It may seem common sense that a lease is binding when both parties have executed the agreed upon document. But what if the tenant or landlord change their mind at the last minute and handwrite in a change?
In due time
The offer process allows for conditions such as lease review. Material items negotiated in the offer or counter are incorporated into the landlord’s standard lease document. The lease itself, however, is open to review on all the other terms of the business arrangement.
This conditional period is the time and place to make changes to the lease. In some instances we see onerous transactions where the lease can go back and forth many times before it’s finally agreed to.
The material facts
Typically a landlord will prepare the lease and the Tenant is the first to sign off. The landlord’s acceptance of the lease is implied by the fact that he or she has written it.

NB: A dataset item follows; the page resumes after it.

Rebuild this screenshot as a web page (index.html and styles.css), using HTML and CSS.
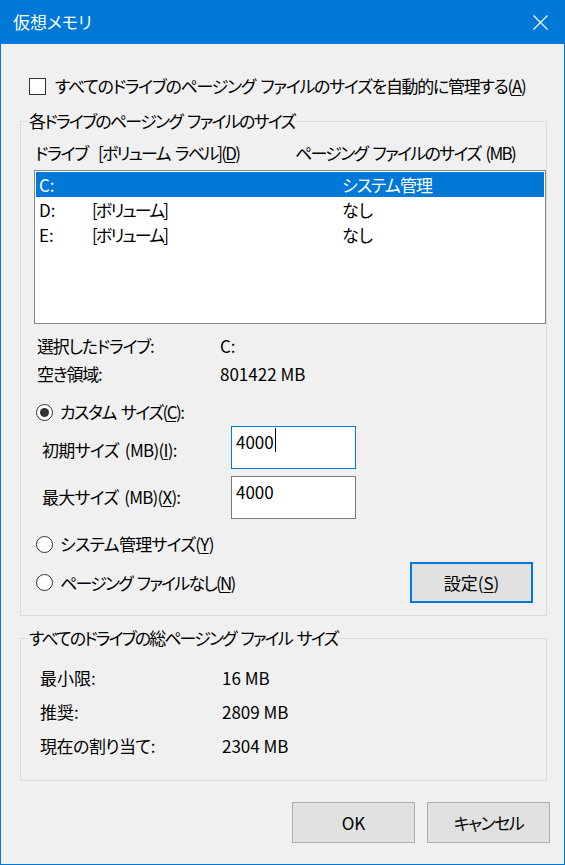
FILE: index.html
```html
<!DOCTYPE html>
<html lang="ja">
<head>
<meta charset="utf-8">
<title>仮想メモリ</title>
<link rel="stylesheet" href="styles.css">
</head>
<body>
<div class="window">
  <div class="titlebar">
    <span class="title">仮想メモリ</span>
    <svg class="close" width="15" height="15" viewBox="0 0 15 15" aria-label="閉じる">
      <path d="M0.5 0.5 L14.5 14.5 M14.5 0.5 L0.5 14.5" stroke="#ffffff" stroke-width="1.2" fill="none"/>
    </svg>
  </div>
  <div class="client">
    <div class="auto-row">
      <span class="checkbox"></span>
      <span class="t-auto">すべてのドライブのページング ファイルのサイズを自動的に管理する(<u>A</u>)</span>
    </div>

    <fieldset class="group group-drives">
      <legend class="t-legend1">各ドライブのページング ファイルのサイズ</legend>
      <div class="list-header">
        <span class="t-hdrive">ドライブ</span>
        <span class="t-hlabel">[ボリューム ラベル](<u>D</u>)</span>
        <span class="t-hsize">ページング ファイルのサイズ (MB)</span>
      </div>
      <div class="listbox">
        <div class="lrow selected"><span>C:</span><span></span><span class="t-sys">システム管理</span></div>
        <div class="lrow"><span>D:</span><span class="t-vol">[ボリューム]</span><span>なし</span></div>
        <div class="lrow"><span>E:</span><span class="t-vol">[ボリューム]</span><span>なし</span></div>
      </div>
      <div class="info">
        <div class="info-row"><span class="t-info">選択したドライブ:</span><span>C:</span></div>
        <div class="info-row"><span class="t-info">空き領域:</span><span>801422 MB</span></div>
      </div>
      <div class="radio-row custom">
        <span class="radio checked"></span>
        <span class="t-custom">カスタム サイズ(<u>C</u>):</span>
      </div>
      <div class="field field-init">
        <span class="flabel">初期サイズ (MB)(<u>I</u>):</span>
        <div class="textbox focused">4000<span class="caret"></span></div>
      </div>
      <div class="field field-max">
        <span class="flabel">最大サイズ (MB)(<u>X</u>):</span>
        <div class="textbox">4000</div>
      </div>
      <div class="radio-row sys">
        <span class="radio"></span>
        <span class="t-sysradio">システム管理サイズ(<u>Y</u>)</span>
      </div>
      <div class="radio-row none">
        <span class="radio"></span>
        <span class="none-label t-none">ページング ファイルなし(<u>N</u>)</span>
        <button class="btn default">設定(<u>S</u>)</button>
      </div>
    </fieldset>

    <fieldset class="group group-total">
      <legend class="t-legend2">すべてのドライブの総ページング ファイル サイズ</legend>
      <div class="total-row"><span>最小限:</span><span>16 MB</span></div>
      <div class="total-row"><span>推奨:</span><span>2809 MB</span></div>
      <div class="total-row"><span class="t-current">現在の割り当て:</span><span>2304 MB</span></div>
    </fieldset>

    <div class="buttons">
      <button class="btn">OK</button>
      <button class="btn t-cancel">キャンセル</button>
    </div>
  </div>
</div>
</body>
</html>
```

FILE: styles.css
```css
* {
  box-sizing: border-box;
}

html, body {
  margin: 0;
  padding: 0;
  background: #f0f0f0;
}

body {
  font-family: "Noto Sans CJK JP", "Noto Sans", sans-serif;
  font-size: 17px;
  line-height: 22px;
  color: #000;
  font-feature-settings: "palt" 1;
}

u {
  text-decoration: underline;
  text-underline-offset: 2px;
  text-decoration-thickness: 1px;
}

.window {
  width: 565px;
  height: 865px;
  border: 1px solid #0078d7;
  border-top: 0;
  background: #f0f0f0;
  display: flex;
  flex-direction: column;
}

.titlebar {
  height: 44px;
  flex: none;
  background: #0078d7;
  color: #fff;
  display: flex;
  align-items: center;
  justify-content: space-between;
  margin: 0 -1px;
  padding: 0 17px 0 13px;
}

.title {
  font-size: 17px;
  line-height: 22px;
}

.close {
  display: block;
}

.client {
  padding: 0 17px 0 19px;
  display: flex;
  flex-direction: column;
}

/* text width tuning (Yu Gothic UI kana are narrower) */
.t-auto { letter-spacing: -1.3px; word-spacing: 3px; white-space: nowrap; }
.t-legend1 { letter-spacing: -1.75px; word-spacing: 3px; }
.t-legend2 { letter-spacing: -1.9px; word-spacing: 3px; }
.t-hdrive { letter-spacing: -1.3px; }
.t-hlabel { letter-spacing: -1.8px; word-spacing: 3px; }
.t-hsize { letter-spacing: -1.7px; word-spacing: 3px; }
.t-vol { letter-spacing: -1.9px; }
.t-sys { letter-spacing: -1px; }
.t-info { letter-spacing: -1.2px; }
.t-custom { letter-spacing: -1.55px; word-spacing: 3px; }
.flabel { letter-spacing: -0.7px; word-spacing: 3px; }
.field-max .flabel { letter-spacing: -0.8px; }
.t-sysradio { letter-spacing: -0.75px; }
.t-none { letter-spacing: -1.8px; word-spacing: 3px; }
.t-current { letter-spacing: -0.5px; }

/* checkbox row */
.auto-row {
  margin-top: 30px;
  height: 24px;
  display: flex;
  align-items: center;
  padding-left: 9px;
}

.checkbox {
  width: 17px;
  height: 17px;
  border: 1px solid #333;
  background: #fff;
  margin-right: 9px;
  flex: none;
}

/* group boxes */
.group {
  margin: 0;
  min-width: 0;
  border: 1px solid #dcdcdc;
  padding: 0;
}

.group legend {
  margin-left: 7px;
  padding: 0 1px;
  line-height: 22px;
  height: 22px;
}

.group-drives {
  margin-top: 12px;
  padding-top: 10px;
  padding-bottom: 12px;
}

.list-header {
  height: 22px;
  display: grid;
  grid-template-columns: 63px 197px auto;
  padding-left: 14px;
  white-space: nowrap;
}

.listbox {
  margin: 6px 0 0 13px;
  width: 512px;
  height: 154px;
  border: 1px solid #828790;
  background: #fff;
  padding: 1px;
}

.lrow {
  height: 25px;
  line-height: 25px;
  display: grid;
  grid-template-columns: 53px 250px auto;
  padding-left: 3px;
  white-space: nowrap;
}

.lrow.selected {
  background: #0078d7;
  color: #fff;
}

.info {
  margin-top: 8px;
}

.info-row {
  height: 28px;
  line-height: 28px;
  display: grid;
  grid-template-columns: 183px auto;
  padding-left: 16px;
}

.radio-row {
  display: flex;
  align-items: center;
  padding-left: 15px;
}

.radio {
  width: 17px;
  height: 17px;
  border: 1px solid #333;
  border-radius: 50%;
  background: #fff;
  margin-right: 7px;
  flex: none;
  display: flex;
  align-items: center;
  justify-content: center;
}

.radio.checked::after {
  content: "";
  width: 9px;
  height: 9px;
  border-radius: 50%;
  background: #333;
}

.radio-row.custom {
  margin-top: 11px;
  height: 26px;
}

.field {
  display: grid;
  grid-template-columns: 189px 125px;
  align-items: start;
  padding-left: 21px;
}

.field-init {
  margin-top: 1px;
}

.field-init .flabel {
  padding-top: 13px;
}

.field-max {
  margin-top: 7px;
}

.field-max .flabel {
  padding-top: 10px;
}

.textbox {
  width: 125px;
  height: 43px;
  border: 1px solid #7a7a7a;
  background: #fff;
  padding: 4px 0 0 4px;
  white-space: nowrap;
}

.textbox.focused {
  border-color: #0078d7;
}

.caret {
  display: inline-block;
  width: 1px;
  height: 24px;
  background: #000;
  vertical-align: top;
  margin-top: -3px;
  margin-left: 1px;
}

.radio-row.sys {
  margin-top: 11px;
  height: 28px;
}

.radio-row.none {
  margin-top: 4px;
  height: 41px;
}

.none-label {
  flex: 1;
}

.btn {
  font: inherit;
  color: #000;
  width: 123px;
  height: 41px;
  border: 1px solid #adadad;
  background: #e1e1e1;
  padding: 0;
  margin: 0;
  line-height: 22px;
  font-feature-settings: "palt" 1;
}

.btn.default {
  border: 2px solid #0078d7;
  margin-right: 13px;
}

.btn.t-cancel {
  letter-spacing: -1.5px;
}

.group-total {
  margin-top: 11px;
  padding-top: 12px;
  padding-bottom: 17px;
}

.total-row {
  height: 34px;
  line-height: 34px;
  display: grid;
  grid-template-columns: 182px auto;
  padding-left: 19px;
}

.buttons {
  margin-top: 21px;
  margin-right: -3px;
  display: flex;
  justify-content: flex-end;
  gap: 12px;
}
```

Trying to readjust your lease term or change the rental rate is not acceptable at the lease review stage. Occasionally other items in a lease could be amended, even after hard copies are ready to be signed.
In that instance, both parties may agree to handwrite in a change and each initial to show mutual acceptance. One party making the change without the knowledge of the other is a big no-no but it can happen.
How would it hold up in a court of law? The tenant may sign off on the lease with a one-sided change assuming the Landlord understands that is the only way the lease is acceptable to them.
We saw a recent case in our office where the tenant did make and initial changes after the fact. The landlord believed, even though he wasn’t going to agree to the changes, that he had a binding agreement.
Trump card is the offer
I’m most apt to say that in an instance where one party has initialed a change but the other has not agreed that the offer is the binding document until the lease can be sorted out. Especially if all conditions were removed prior to the lease being signed.
Barry has spoken before about games that can be played in lease negotiations. Don’t get caught, no matter what side you’re on. Get it in writing.